Early Virginia colonist (c. 1595–after 1625)

Anne Burras, later known as Anne Laydon, was an early English settler in Virginia and an ancient planter. She was the first English woman to marry in the New World, and her daughter Virginia Laydon was the first child of English colonists to be born in the Jamestown, Virginia, colony. Anne Burras arrived in Jamestown on October 1, 1608, on the Mary and Margaret, the ship bringing the Second Supply. She came as a 14-year-old maid (lady-in-waiting) to Mistress Forrest.

In December 1608, Anne married carpenter John Laydon (or Layton, Leyden), aged 28 years. John Laydon had arrived with the original colonists to Virginia in 1607.

In 1610, Anne worked as a seamstress for the colony. During the strict regime enacted by Dale's Code, she was whipped brutally for "sewing shirts too short", a punishment which caused a miscarriage.

The Laydons had four daughters, Virginia, Alice, Katherine, and Margaret.
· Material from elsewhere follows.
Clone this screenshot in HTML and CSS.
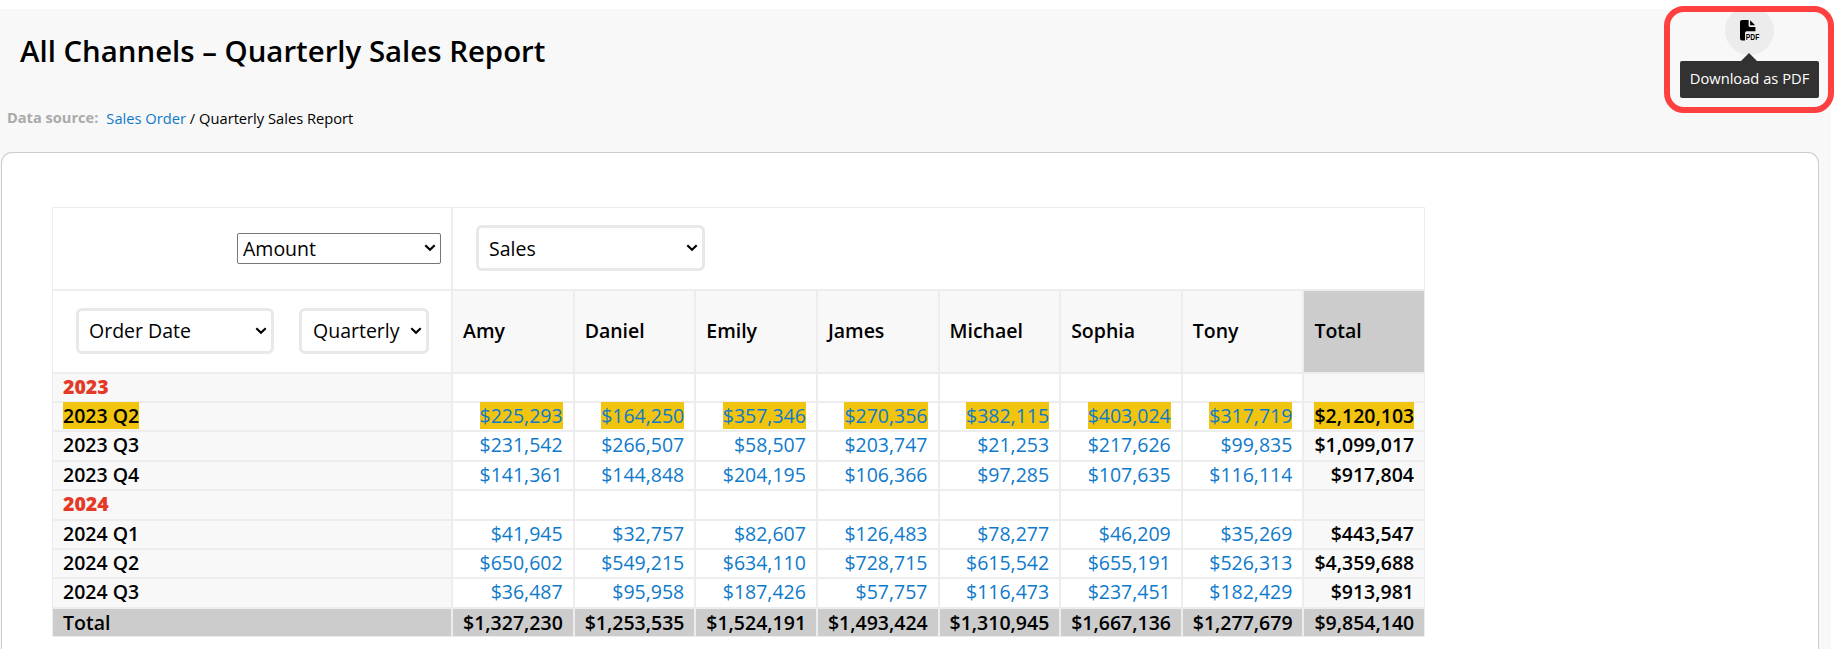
FILE: index.html
```
<!DOCTYPE html>
<html lang="en">
  <head>
    <meta charset="UTF-8" />
    <meta name="viewport" content="width=device-width, initial-scale=1.0" />
    <title>Quarterly Sales Report</title>
    <link rel="stylesheet" href="styles.css">
  </head>
  <body>
    <div class="page">
      <header class="page-header">
        <h1>All Channels – Quarterly Sales Report</h1>
        <div class="highlight-box">
          <button class="pdf-btn" aria-label="Download as PDF">
            <svg width="20" height="22" viewBox="0 0 20 22">
              <path d="M2 0h6.600v5.500q0 1.500 1.500 1.500h5.300v4.200H6.700q-1.700 0-1.700 1.700v7.600H2q-2 0-2-2V2Q0 0 2 0z" />
              <path d="M10.100 0.300l5 5h-5z" />
              <text x="5.700" y="20" textLength="13.600" lengthAdjust="spacingAndGlyphs">PDF</text>
            </svg>
          </button>
          <span class="tooltip">Download as PDF</span>
        </div>
      </header>

      <nav class="source">
        <b>Data source:</b>
        <span><a href="#">Sales Order</a> / Quarterly Sales Report</span>
      </nav>

      <main class="card">
        <table class="report">
          <colgroup>
            <col class="col-label">
            <col span="8" class="col-value">
          </colgroup>
          <thead>
            <tr class="row-fields">
              <td>
                <div class="fields fields-right">
                  <div class="select plain">
                    <select><option>Amount</option></select>
                    <svg width="12" height="8" viewBox="0 0 12 8"><path d="M1.300 1.300L6 5.700l4.700-4.400" /></svg>
                  </div>
                </div>
              </td>
              <td colspan="8">
                <div class="fields">
                  <div class="select sales">
                    <select><option>Sales</option></select>
                    <svg width="12" height="8" viewBox="0 0 12 8"><path d="M1.300 1.300L6 5.700l4.700-4.400" /></svg>
                  </div>
                </div>
              </td>
            </tr>
            <tr class="row-names">
              <td>
                <div class="fields">
                  <div class="select date">
                    <select><option>Order Date</option></select>
                    <svg width="12" height="8" viewBox="0 0 12 8"><path d="M1.300 1.300L6 5.700l4.700-4.400" /></svg>
                  </div>
                  <div class="select period">
                    <select><option>Quarterly</option></select>
                    <svg width="12" height="8" viewBox="0 0 12 8"><path d="M1.300 1.300L6 5.700l4.700-4.400" /></svg>
                  </div>
                </div>
              </td>
              <th>Amy</th>
              <th>Daniel</th>
              <th>Emily</th>
              <th>James</th>
              <th>Michael</th>
              <th>Sophia</th>
              <th>Tony</th>
              <th class="total">Total</th>
            </tr>
          </thead>
          <tbody>
            <tr class="year"><th>2023</th><td></td><td></td><td></td><td></td><td></td><td></td><td></td><td></td></tr>
            <tr class="marked">
              <th><span>2023 Q2</span></th>
              <td><a href="#">$225,293</a></td>
              <td><a href="#">$164,250</a></td>
              <td><a href="#">$357,346</a></td>
              <td><a href="#">$270,356</a></td>
              <td><a href="#">$382,115</a></td>
              <td><a href="#">$403,024</a></td>
              <td><a href="#">$317,719</a></td>
              <td><span>$2,120,103</span></td>
            </tr>
            <tr>
              <th>2023 Q3</th>
              <td><a href="#">$231,542</a></td>
              <td><a href="#">$266,507</a></td>
              <td><a href="#">$58,507</a></td>
              <td><a href="#">$203,747</a></td>
              <td><a href="#">$21,253</a></td>
              <td><a href="#">$217,626</a></td>
              <td><a href="#">$99,835</a></td>
              <td>$1,099,017</td>
            </tr>
            <tr>
              <th>2023 Q4</th>
              <td><a href="#">$141,361</a></td>
              <td><a href="#">$144,848</a></td>
              <td><a href="#">$204,195</a></td>
              <td><a href="#">$106,366</a></td>
              <td><a href="#">$97,285</a></td>
              <td><a href="#">$107,635</a></td>
              <td><a href="#">$116,114</a></td>
              <td>$917,804</td>
            </tr>
            <tr class="year"><th>2024</th><td></td><td></td><td></td><td></td><td></td><td></td><td></td><td></td></tr>
            <tr>
              <th>2024 Q1</th>
              <td><a href="#">$41,945</a></td>
              <td><a href="#">$32,757</a></td>
              <td><a href="#">$82,607</a></td>
              <td><a href="#">$126,483</a></td>
              <td><a href="#">$78,277</a></td>
              <td><a href="#">$46,209</a></td>
              <td><a href="#">$35,269</a></td>
              <td>$443,547</td>
            </tr>
            <tr>
              <th>2024 Q2</th>
              <td><a href="#">$650,602</a></td>
              <td><a href="#">$549,215</a></td>
              <td><a href="#">$634,110</a></td>
              <td><a href="#">$728,715</a></td>
              <td><a href="#">$615,542</a></td>
              <td><a href="#">$655,191</a></td>
              <td><a href="#">$526,313</a></td>
              <td>$4,359,688</td>
            </tr>
            <tr>
              <th>2024 Q3</th>
              <td><a href="#">$36,487</a></td>
              <td><a href="#">$95,958</a></td>
              <td><a href="#">$187,426</a></td>
              <td><a href="#">$57,757</a></td>
              <td><a href="#">$116,473</a></td>
              <td><a href="#">$237,451</a></td>
              <td><a href="#">$182,429</a></td>
              <td>$913,981</td>
            </tr>
          </tbody>
          <tfoot>
            <tr>
              <th>Total</th>
              <td>$1,327,230</td>
              <td>$1,253,535</td>
              <td>$1,524,191</td>
              <td>$1,493,424</td>
              <td>$1,310,945</td>
              <td>$1,667,136</td>
              <td>$1,277,679</td>
              <td>$9,854,140</td>
            </tr>
          </tfoot>
        </table>
      </main>
    </div>
  </body>
</html>
```
FILE: styles.css
```
* {
  box-sizing: border-box;
}

body {
  margin: 0;
  padding-top: 9px;
  background: #fff;
  color: #000;
  font-family: "Open Sans", "Noto Sans", sans-serif;
  font-size: 19.5px;
}

a {
  color: #0f7acb;
  text-decoration: none;
}

.page {
  width: 1831px;
  height: 640px;
  background: #f8f8f8;
}

.page-header {
  position: relative;
  height: 84px;
  padding: 21px 0 0 20px;
}

h1 {
  margin: 0;
  font-size: 29.4px;
  font-weight: 600;
  line-height: 42px;
}

/* download button and its callout */
.highlight-box {
  position: absolute;
  top: -3px;
  left: 1664px;
  width: 170px;
  height: 107px;
  border: 6px solid #ff4040;
  border-radius: 20px;
  overflow: hidden;
}

.pdf-btn {
  position: absolute;
  top: -6px;
  left: 55px;
  width: 49px;
  height: 49px;
  padding: 0;
  border: none;
  border-radius: 50%;
  background: #ececec;
}

.pdf-btn svg {
  position: absolute;
  top: 14px;
  left: 15px;
  overflow: visible;
}

.pdf-btn text {
  font: bold 9.5px "Liberation Sans", sans-serif;
}

.tooltip {
  position: absolute;
  top: 49px;
  left: 10px;
  width: 139px;
  height: 37px;
  border-radius: 2px;
  background: #323232;
  color: #fff;
  font-size: 14.7px;
  line-height: 35px;
  text-align: center;
  white-space: nowrap;
}

.tooltip::before {
  content: "";
  position: absolute;
  top: -8px;
  left: 61px;
  border: 8px solid transparent;
  border-top: none;
  border-bottom-color: #323232;
}

.source {
  display: flex;
  gap: 8px;
  height: 59px;
  padding: 14px 0 0 7px;
  font-size: 14.7px;
  line-height: 22px;
}

.source b {
  color: #aaa;
  font-size: 14.6px;
  line-height: 21px;
}

.card {
  width: 1818px;
  height: 497px;
  margin-left: 1px;
  padding: 54px 0 0 50px;
  border: 1px solid #ccc;
  border-bottom: none;
  border-radius: 11px 11px 0 0;
  background: #fff;
}

.report {
  width: 1373px;
  border-collapse: separate;
  border-spacing: 0;
  table-layout: fixed;
}

.col-label {
  width: 400px;
}

.report th,
.report td {
  height: 29.4px;
  padding: 0 10px;
  border: 1px solid #ededed;
  line-height: 27.4px;
  text-align: right;
}

.report th {
  background: #f8f8f8;
  font-weight: 600;
  text-align: left;
}

.report tbody th,
.report tbody td {
  padding-bottom: 0.8px;
  line-height: 26.6px;
}

.report .row-fields td {
  height: 82.5px;
}

.report .row-names td,
.report .row-names th {
  height: 83.2px;
}

.report tbody td:last-child {
  background: #f8f8f8;
  font-weight: 600;
}

.report tfoot th,
.report tfoot td,
.report .row-names .total {
  background: #ccc;
  font-weight: 600;
}

.report .year th {
  color: #e53927;
  font-weight: 800;
}

.marked span,
.marked a {
  background: #f1c40f;
}

.fields {
  display: flex;
  justify-content: space-between;
  padding: 0 12px 0 13px;
}

.fields-right {
  justify-content: flex-end;
  padding: 0;
}

.select {
  position: relative;
  height: 46px;
}

.select select {
  width: 100%;
  height: 100%;
  padding: 0 0 0 10px;
  border: 3px solid #e8e8e8;
  border-radius: 6px;
  appearance: none;
  background: #fff;
  color: #000;
  font: inherit;
}

.select svg {
  position: absolute;
  top: 50%;
  right: 7px;
  margin-top: -4px;
  fill: none;
  stroke: #000;
  stroke-width: 2.2;
}

.plain {
  width: 204px;
  height: 31px;
}

.plain select {
  padding-left: 5px;
  border: 1px solid #767676;
  border-radius: 2px;
}

.plain svg {
  right: 5px;
}

.sales {
  width: 229px;
}

.date {
  width: 198px;
}

.period {
  width: 130px;
}

.period select {
  padding-left: 11px;
}
```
All six members of the Laydon family were listed in the muster of February 1624–1625. According to the muster, Anne was 30 years of age when the muster was taken. All four children are listed as born in Virginia; their ages are not given.

John Laydon was shown as having 200 acres in Henrico in May, 1625. However, the 1624–1625 muster shows the family living in Elizabeth City. A patent to "John Leyden, Ancient Planter", dated December 2, 1628, refers to 100 acres on the east side of Blunt Point Creek, "land now in tenure of Anthony Burrowes and William Harris, and said land being in lieu of 100 acres in the Island of Henrico".

No proof has been found of the marriage of any of the four daughters, though it has been suggested, on the basis of land records, that one daughter may have married John Hewitt or Howitt.